Supporters of the administration’s Mideast policies were surely excited to see JD Vance in Israel today embracing the Jewish state and selling the cease-fire deal. But the visit also answered the question of how specifically Vance can help sell the deal: He is very good at telling people to calm down, and that message is useful at this moment.
Speaking in Kiryat Gat, flanked by Jared Kushner and Steve Witkoff, Vance addressed media skepticism right out of the gate: “There is this weird attitude I’ve sensed in the American media, in the Western media, where there’s almost this desire to root for failure—that every time something bad happens, that every time that there’s an act of violence, there’s this inclination to say, oh, this is the end of the ceasefire, this is the end of the peace plan. It’s not the end. It is, in fact, exactly how this is going to have to happen when you have people who hate each other who have been fighting against each other for a very long time. We are doing very well. We are in a very good place. We’re going to have to keep working on it, but I think we have the team to do exactly that.”
How Vance would approach “the Israel issue” if he were to become president is the subject of much speculation. He is far less comfortable with an active U.S. role on the world stage than Trump is. And when it comes to Israel and anti-Semitism, Vance’s “What, me worry?” mien is rarely a point in his favor.
Take, for example, Vance’s response to the leak of the anti-Semitic and racist text messages from a Young Republicans group chat. “The reality is that kids do stupid things, especially young boys,” Vance said. “They tell edgy, offensive jokes. That’s what kids do. And I really don’t want us to grow up in a country where a kid telling a stupid joke — telling a very offensive, stupid joke — is cause to ruin their lives.”

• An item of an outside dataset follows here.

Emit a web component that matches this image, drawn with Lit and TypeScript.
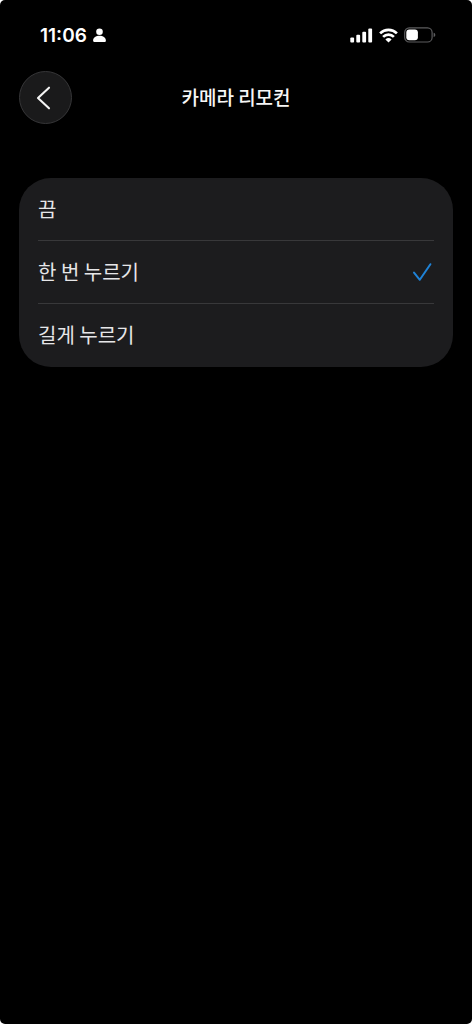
import { LitElement, html, css } from "lit";
import { customElement, state } from "lit/decorators.js";

@customElement("status-bar")
class StatusBar extends LitElement {
  static styles = css`
    :host {
      display: flex;
      justify-content: space-between;
      align-items: center;
      height: 24px;
      padding: 23px 36px 0 40px;
      color: #fff;
    }
    .group {
      display: flex;
      align-items: center;
      gap: 6px;
    }
    .time {
      padding-top: 2px;
      font: 600 19px/24px Inter, sans-serif;
    }
    svg {
      display: block;
    }
  `;

  render() {
    return html`
      <div class="group">
        <span class="time">11:06</span>
        <svg width="13" height="14" viewBox="0 0 13 14" fill="currentColor" aria-hidden="true">
          <circle cx="6.5" cy="3.7" r="3.3" />
          <path d="M0.1 12.7C0.1 9.5 3 7.8 6.5 7.8s6.4 1.7 6.4 4.9c0 .8-.4 1.2-1.1 1.2H1.2c-.7 0-1.1-.4-1.1-1.2z" />
        </svg>
      </div>
      <div class="group">
        <svg width="23" height="15" viewBox="0 0 23 15" fill="currentColor" aria-hidden="true">
          <rect x="0.3" y="9.4" width="3.8" height="5.2" rx="1" />
          <rect x="6.3" y="6.8" width="3.8" height="7.8" rx="1" />
          <rect x="12.3" y="3.8" width="3.8" height="10.8" rx="1" />
          <rect x="18.3" y="0.5" width="3.8" height="14.1" rx="1" />
        </svg>
        <svg width="19" height="15" viewBox="0 0 19 15" aria-hidden="true">
          <g fill="none" stroke="currentColor" stroke-width="2.7">
            <path d="M1.1 5.4a12 12 0 0 1 16.8 0" />
            <path d="M4.1 8.9a7.7 7.7 0 0 1 10.8 0" />
          </g>
          <path fill="currentColor" d="M9.5 14.6L6.4 11.5a4.5 4.5 0 0 1 6.2 0z" />
        </svg>
        <svg width="32" height="16" viewBox="0 0 32 16" aria-hidden="true">
          <rect x="0.7" y="0.8" width="27.4" height="14.2" rx="4.6" fill="none" stroke="#5c5c5e" stroke-width="1.2" />
          <rect x="2.3" y="2.5" width="11.6" height="10.8" rx="3" fill="currentColor" />
          <path d="M29.6 5.7c1.1.4 1.7 1.2 1.7 2.2s-.6 1.8-1.7 2.2z" fill="#5c5c5e" />
        </svg>
      </div>
    `;
  }
}

interface Option {
  id: string;
  label: string;
}

@customElement("app-root")
class AppRoot extends LitElement {
  static styles = css`
    :host {
      display: block;
      background: #fff;
      font-family: "Noto Sans CJK KR", sans-serif;
    }
    .screen {
      min-height: 100vh;
      background: #000;
      border-radius: 5px;
      color: #f6f6f6;
    }
    .nav {
      display: grid;
      grid-template-columns: 53px 1fr 53px;
      align-items: center;
      padding: 24px 19px 0;
    }
    .back {
      display: grid;
      place-items: center;
      width: 53px;
      height: 53px;
      padding: 0 1px 0 0;
      border: 1px solid #363638;
      border-radius: 50%;
      background: #1a1a1b;
      color: #f4f4f4;
    }
    .title {
      margin: 0;
      padding-bottom: 2px;
      font-size: 19px;
      line-height: 28px;
      font-weight: 500;
      text-align: center;
    }
    .card {
      margin: 54px 19px 0;
      padding: 0 19px;
      border-radius: 32px;
      background: #1c1c1e;
      color: #e6e6e8;
    }
    .row {
      display: flex;
      align-items: center;
      justify-content: space-between;
      height: 63px;
      box-sizing: border-box;
      border-bottom: 1px solid #38383a;
      font-size: 20px;
      line-height: 28px;
      cursor: pointer;
    }
    .row:last-child {
      border-color: transparent;
    }
    .choice {
      display: grid;
      place-items: center;
      width: 22px;
      height: 22px;
    }
    .radio,
    .check {
      grid-area: 1 / 1;
    }
    .radio {
      appearance: none;
      width: 22px;
      height: 22px;
      margin: 0;
      outline-offset: 2px;
    }
    .check {
      visibility: hidden;
      pointer-events: none;
    }
    .radio:checked + .check {
      visibility: visible;
    }
  `;

  @state() private selected = "single";

  private options: Option[] = [
    { id: "off", label: "끔" },
    { id: "single", label: "한 번 누르기" },
    { id: "long", label: "길게 누르기" },
  ];

  render() {
    return html`
      <div class="screen">
        <status-bar></status-bar>
        <header class="nav">
          <button class="back" type="button" aria-label="뒤로">
            <svg width="24" height="24" viewBox="0 0 24 24" fill="none" stroke="currentColor" stroke-width="2.1" stroke-linecap="round" stroke-linejoin="round" aria-hidden="true">
              <path d="M16 1.7L5 12l11 10.3" />
            </svg>
          </button>
          <h1 class="title">카메라 리모컨</h1>
        </header>
        <main class="card" role="radiogroup" aria-label="카메라 리모컨">
          ${this.options.map(
            (o) => html`
              <label class="row" for=${o.id}>
                <span>${o.label}</span>
                <span class="choice">
                  <input
                    class="radio"
                    type="radio"
                    name="remote"
                    id=${o.id}
                    .checked=${this.selected === o.id}
                    @change=${() => (this.selected = o.id)}
                  />
                  <svg class="check" width="22" height="22" viewBox="0 0 22 22" fill="none" stroke="#1f82d6" stroke-width="2" stroke-linecap="round" stroke-linejoin="round" aria-hidden="true">
                    <path d="M2 11.6L7.8 18.8 18.4 3.2" />
                  </svg>
                </span>
              </label>
            `
          )}
        </main>
      </div>
    `;
  }
}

Well, some of these were political officials in their thirties. And certainly there were no minors in the chat. But the other problem with Vance’s dismissiveness was that the pipeline of young conservative talent really does have an “edgy chat” problem. Treating this behavior as acceptable up through the age of 35 is a great way to ensure that it continues.
But Vance’s habit of telling the political world to calm down can be put to more productive uses, as his Kiryat Gat press conference shows. The vice president was there to inaugurate a “civilian-military cooperation center” intended to be part of a multinational rebuilding and policing effort in Gaza. It’s possible, therefore, that his projection of calm was meant for Arab states in the region as well.

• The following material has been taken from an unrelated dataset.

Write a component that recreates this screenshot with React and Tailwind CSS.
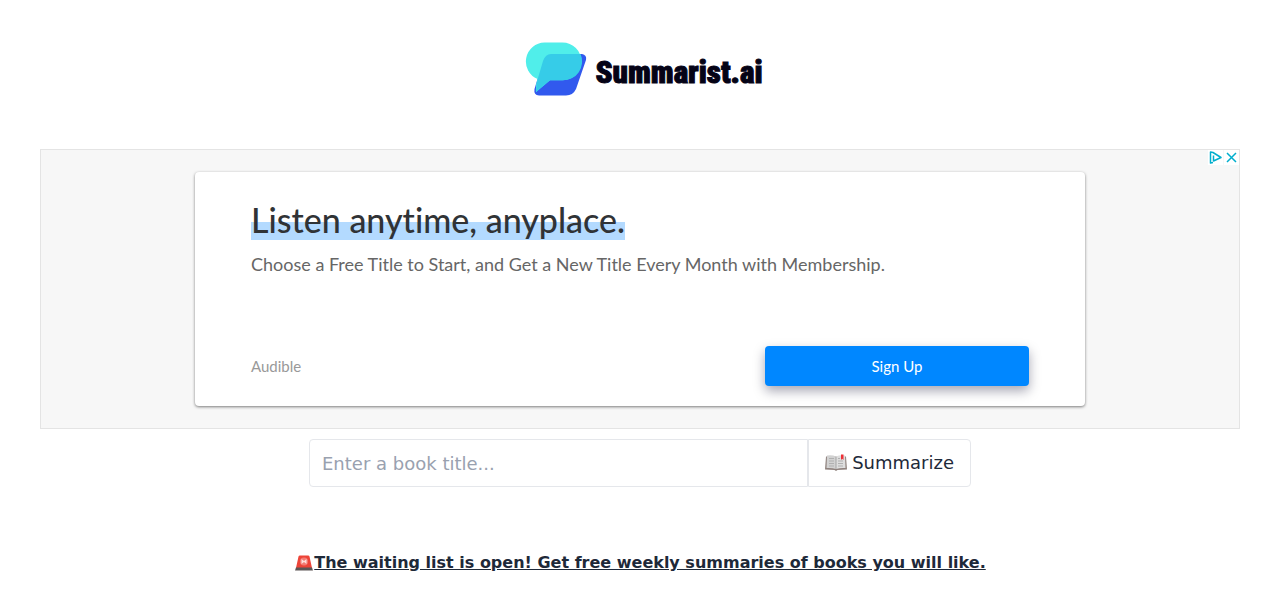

But from the anti-Hamas perspective, it is of great value for the anti-Zionists in the movement—and the anti-Semites in the group chats—to hear JD Vance tell everyone that Israel is manifestly not putting the cease-fire in danger, and that to suggest otherwise is to root for American failure.

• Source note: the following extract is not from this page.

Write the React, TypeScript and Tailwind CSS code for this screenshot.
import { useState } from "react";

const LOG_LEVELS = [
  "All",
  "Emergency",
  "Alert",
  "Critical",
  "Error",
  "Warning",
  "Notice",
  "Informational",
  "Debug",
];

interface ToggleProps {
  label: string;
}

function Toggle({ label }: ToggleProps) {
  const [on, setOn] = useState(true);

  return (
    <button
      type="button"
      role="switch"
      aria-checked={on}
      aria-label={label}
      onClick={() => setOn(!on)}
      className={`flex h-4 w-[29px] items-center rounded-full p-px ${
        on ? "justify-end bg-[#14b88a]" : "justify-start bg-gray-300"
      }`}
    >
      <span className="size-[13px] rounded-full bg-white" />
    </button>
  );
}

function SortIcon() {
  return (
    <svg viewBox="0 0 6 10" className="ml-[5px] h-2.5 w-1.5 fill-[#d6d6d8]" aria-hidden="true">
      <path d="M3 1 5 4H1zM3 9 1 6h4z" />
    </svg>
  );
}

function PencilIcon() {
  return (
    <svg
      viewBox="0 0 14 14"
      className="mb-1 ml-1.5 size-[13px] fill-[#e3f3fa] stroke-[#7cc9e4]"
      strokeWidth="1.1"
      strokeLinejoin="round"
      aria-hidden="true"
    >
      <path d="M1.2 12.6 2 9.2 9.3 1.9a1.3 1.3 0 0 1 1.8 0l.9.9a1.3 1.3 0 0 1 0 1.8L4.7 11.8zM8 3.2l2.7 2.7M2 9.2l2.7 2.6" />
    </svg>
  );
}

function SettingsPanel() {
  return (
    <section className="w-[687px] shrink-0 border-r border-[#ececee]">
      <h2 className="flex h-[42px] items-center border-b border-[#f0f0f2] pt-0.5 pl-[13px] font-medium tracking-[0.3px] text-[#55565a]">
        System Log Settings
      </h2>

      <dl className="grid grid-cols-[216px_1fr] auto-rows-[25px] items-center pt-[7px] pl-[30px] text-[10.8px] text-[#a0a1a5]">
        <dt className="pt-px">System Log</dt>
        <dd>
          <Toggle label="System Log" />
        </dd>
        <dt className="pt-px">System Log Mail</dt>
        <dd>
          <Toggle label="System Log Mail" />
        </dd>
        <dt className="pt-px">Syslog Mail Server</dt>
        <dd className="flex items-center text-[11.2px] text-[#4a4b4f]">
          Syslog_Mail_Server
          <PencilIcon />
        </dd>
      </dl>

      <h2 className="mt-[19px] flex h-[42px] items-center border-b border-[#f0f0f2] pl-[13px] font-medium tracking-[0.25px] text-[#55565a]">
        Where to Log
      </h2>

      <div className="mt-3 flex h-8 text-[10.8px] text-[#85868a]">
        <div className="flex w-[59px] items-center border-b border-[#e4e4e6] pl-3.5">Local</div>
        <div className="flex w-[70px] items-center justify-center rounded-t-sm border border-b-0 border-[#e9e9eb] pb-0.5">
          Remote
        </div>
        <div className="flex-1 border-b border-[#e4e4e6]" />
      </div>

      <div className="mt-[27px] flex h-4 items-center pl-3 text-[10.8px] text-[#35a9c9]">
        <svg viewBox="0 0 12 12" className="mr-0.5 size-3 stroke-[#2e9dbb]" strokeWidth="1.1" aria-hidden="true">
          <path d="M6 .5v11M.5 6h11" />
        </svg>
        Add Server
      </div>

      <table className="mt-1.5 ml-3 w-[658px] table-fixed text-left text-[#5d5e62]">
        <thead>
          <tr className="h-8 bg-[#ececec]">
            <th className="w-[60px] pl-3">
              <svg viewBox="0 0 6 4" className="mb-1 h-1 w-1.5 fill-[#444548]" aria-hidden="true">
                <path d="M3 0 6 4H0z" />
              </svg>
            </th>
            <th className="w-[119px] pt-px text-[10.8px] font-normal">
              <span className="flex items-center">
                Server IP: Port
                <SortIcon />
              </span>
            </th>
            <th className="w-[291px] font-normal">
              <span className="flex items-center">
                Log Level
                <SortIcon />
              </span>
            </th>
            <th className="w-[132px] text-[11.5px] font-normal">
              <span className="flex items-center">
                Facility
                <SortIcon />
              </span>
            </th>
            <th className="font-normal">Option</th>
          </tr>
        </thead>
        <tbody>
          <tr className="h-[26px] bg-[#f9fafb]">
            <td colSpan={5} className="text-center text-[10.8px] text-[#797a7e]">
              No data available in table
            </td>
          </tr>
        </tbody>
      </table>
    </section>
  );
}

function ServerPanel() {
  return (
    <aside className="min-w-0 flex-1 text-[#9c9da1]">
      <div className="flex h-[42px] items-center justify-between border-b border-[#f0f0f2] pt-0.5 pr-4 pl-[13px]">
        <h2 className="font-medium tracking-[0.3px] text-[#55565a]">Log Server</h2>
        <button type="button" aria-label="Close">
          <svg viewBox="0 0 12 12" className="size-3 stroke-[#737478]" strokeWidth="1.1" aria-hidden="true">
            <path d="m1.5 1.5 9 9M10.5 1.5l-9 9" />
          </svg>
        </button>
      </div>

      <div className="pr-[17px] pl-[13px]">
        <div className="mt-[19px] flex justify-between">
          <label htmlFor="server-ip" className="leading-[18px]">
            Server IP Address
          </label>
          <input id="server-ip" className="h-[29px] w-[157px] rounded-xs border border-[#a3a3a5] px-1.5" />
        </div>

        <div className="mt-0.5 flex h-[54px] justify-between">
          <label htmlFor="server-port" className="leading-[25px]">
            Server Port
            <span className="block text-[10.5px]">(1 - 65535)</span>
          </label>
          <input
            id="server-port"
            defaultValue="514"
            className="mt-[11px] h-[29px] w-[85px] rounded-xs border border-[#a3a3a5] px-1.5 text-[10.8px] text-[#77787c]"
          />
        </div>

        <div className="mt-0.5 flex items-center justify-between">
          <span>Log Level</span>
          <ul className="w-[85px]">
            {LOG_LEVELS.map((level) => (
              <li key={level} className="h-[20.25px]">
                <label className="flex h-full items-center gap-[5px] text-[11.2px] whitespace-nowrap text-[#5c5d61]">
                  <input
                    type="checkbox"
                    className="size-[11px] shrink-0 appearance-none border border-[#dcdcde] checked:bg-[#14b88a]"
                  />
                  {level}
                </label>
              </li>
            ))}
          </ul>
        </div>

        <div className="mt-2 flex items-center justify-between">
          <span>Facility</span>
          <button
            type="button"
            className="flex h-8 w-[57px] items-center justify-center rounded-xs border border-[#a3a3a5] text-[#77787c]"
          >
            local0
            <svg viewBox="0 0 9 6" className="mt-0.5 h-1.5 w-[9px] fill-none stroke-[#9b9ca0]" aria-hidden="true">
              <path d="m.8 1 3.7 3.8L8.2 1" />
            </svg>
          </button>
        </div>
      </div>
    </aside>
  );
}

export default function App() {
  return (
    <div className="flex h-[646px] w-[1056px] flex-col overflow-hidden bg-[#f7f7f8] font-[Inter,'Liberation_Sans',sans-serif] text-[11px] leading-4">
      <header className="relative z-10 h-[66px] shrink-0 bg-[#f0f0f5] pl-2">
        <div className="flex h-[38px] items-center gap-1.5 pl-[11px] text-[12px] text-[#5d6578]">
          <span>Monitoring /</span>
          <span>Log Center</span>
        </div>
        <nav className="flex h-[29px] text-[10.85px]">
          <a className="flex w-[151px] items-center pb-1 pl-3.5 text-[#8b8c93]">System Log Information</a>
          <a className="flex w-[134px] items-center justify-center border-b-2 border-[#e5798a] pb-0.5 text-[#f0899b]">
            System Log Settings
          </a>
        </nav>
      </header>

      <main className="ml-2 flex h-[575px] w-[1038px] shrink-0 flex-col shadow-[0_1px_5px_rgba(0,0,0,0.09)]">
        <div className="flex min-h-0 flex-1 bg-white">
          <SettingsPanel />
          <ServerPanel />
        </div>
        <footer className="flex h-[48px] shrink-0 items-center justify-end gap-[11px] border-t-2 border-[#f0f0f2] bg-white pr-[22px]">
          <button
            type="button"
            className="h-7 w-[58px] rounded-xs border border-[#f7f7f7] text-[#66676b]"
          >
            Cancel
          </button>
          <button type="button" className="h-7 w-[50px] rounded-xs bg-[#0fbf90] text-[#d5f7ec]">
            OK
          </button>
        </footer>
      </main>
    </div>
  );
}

It helps that on this, Vance is right. A skirmish here or there is suboptimal, of course, but it doesn’t mean all-out war. This is a point that Israel needs the U.S. to make clearly. Israel cannot allow Hamas to reach a certain level of strength ever again. This victory needs to stick. That is what will bring peace in the long run. The last thing Israel can afford is for the world to slide back into a pre-October 7 mindset wherein anything that isn’t deemed an existential threat to Israel is dismissed as not worth responding to.
If the cease-fire is to survive, violations must be punished. What most commentators are calling a cease-fire is really about establishing a new status quo. It doesn’t depend on a complete lack of violence but on the maintenance of the power imbalance represented by the terms of the cease-fire agreement. It is far more important that Hamas remains kept in a position of weakness until it can be disarmed entirely, and that will require vigilance.
As Vance said in the presser, “If we get to the point where we’re arguing [about] exactly what the governance structure in Gaza is long term, then we should pat ourselves on the back.”